ANNNDDDD,,,,......,,,,,, MAGGOT MILK!
HI EVERYONE*SHAKES COBWEBS OFF*

chinesey new year is coming. yes! it's tradition to clean up our sties of a pig.
so besides that i shall clean this blog too.
REFRESH!

so i was thinking this morning. bout being a crybaby, what schizophrenia is all about, all the way to what i think the term "clever" is percieved.

Firstly, a CRYBABY.
-------------am i a crybaby?

stop guessing! yes i am!! DUH DUH, DOUBLE-DUHH!!
it also explains why i decide to quit eating anything that walks or crawls
well. besides those that live in the sea.
you know why?
i WEEP after watching a video inside a slaughterhouse.
i am a major-weeper(oh Jude Law yess yess)

YET, i justify that moment by arguing that t'was guilt and shame that overwhelmed me. no?

i cry alot for guilt and shame. possibly anger too.
there were times i cry because i felt i had treated a great friend badly.

Strange, you may say.

Recently, i woke up crying from a dream.
i dreamt i was rejected by someone i truly respect because he/she was angry at me for always being wrong.

i had never once cried from a dream
vomited, yes.
but not cry.

i dont blame the person at all!
FYI =D i never will since i am always doing wrong

the hurt i felt was surreal.
even felt like de javu BUT of course that didnt really happen.

but the hurt.
i felt it before.
and you can bet a million gazillion dollars that i cried.
i cried for two whole hours as if my beloved just died.

the person who hurt me that bad possibly thought i was over-reacting.

yeah, whatever but forgive me for never being backstabbed repeatedly before.
FYI, the people around me other than "the one" are good-natured and truly enjoy your company.
yes, the person is now being referred to as "the one"

ever noticed how something happens and then this person blogs about it and it involves something bad about you but the person refuses to reveal that it is, in fact, you?
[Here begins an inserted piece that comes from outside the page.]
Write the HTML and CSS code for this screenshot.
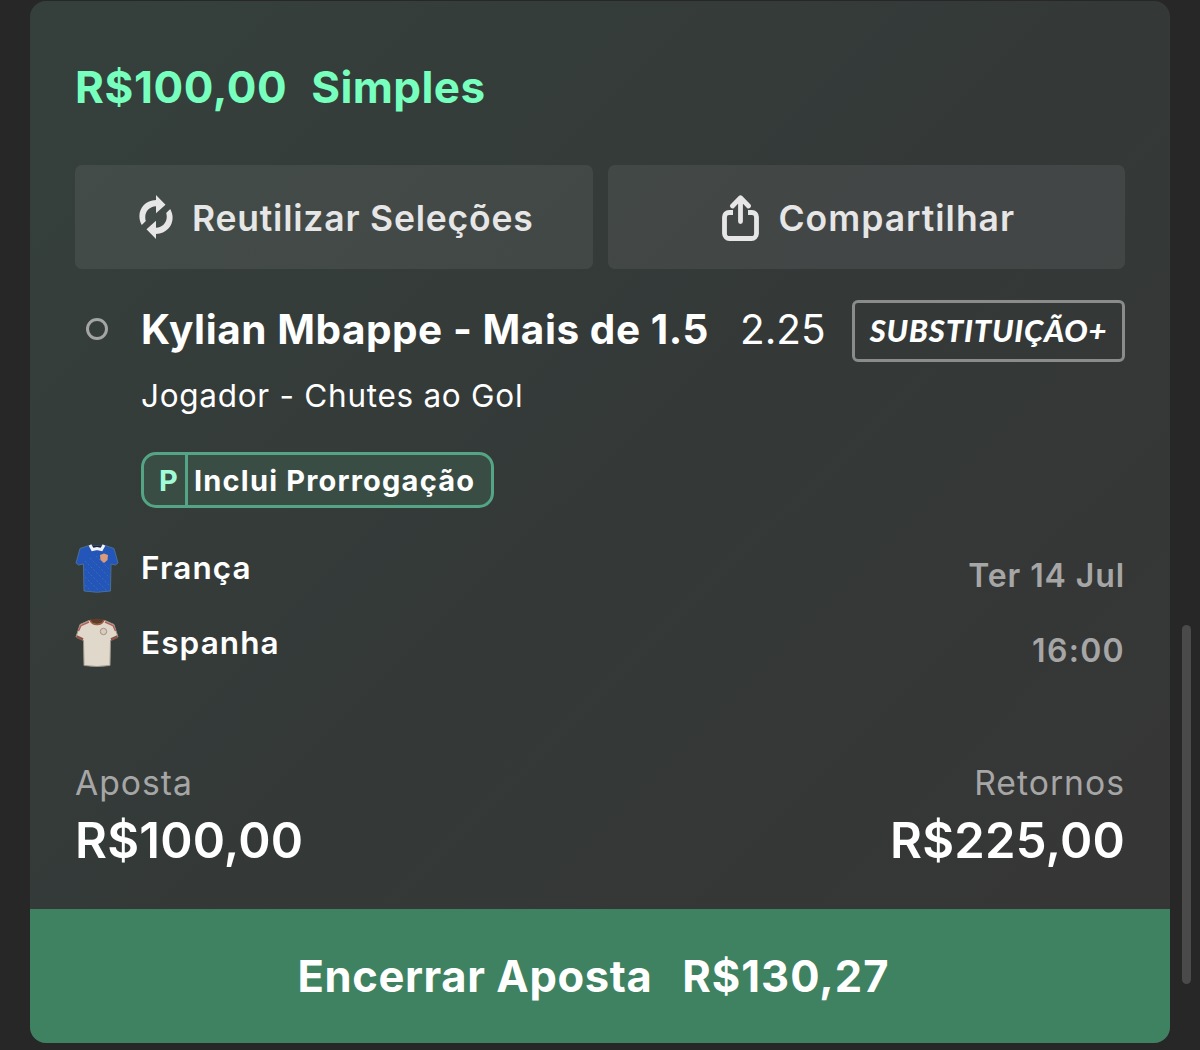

You'll know when it's about yourself.

i'm doing something similar to that but it's just to clear the thoughts in my mind.
nothing else, peace (:

SO, before "the one" started treating me like a complete enemy, she first spread nasty rumours about me, half-truths and whole un-truths.

while there i was, being confused and upset.
i had no clue what the bucket-load-of-shit was happening.

and then came text message.
kinda like a non-chalant warning message, saying i should not speak ill of "the one" and her newly-found friends.

i was like HUH?? what's going on??

so i cried. the next day when i saw her i felt this sharp pain.
the pain was an psychological version of the normally physical pain.
it DOES hurt, FYI.
it attacks the brain and the heart!!@
which are unfortunately the 2 most important organs in your body.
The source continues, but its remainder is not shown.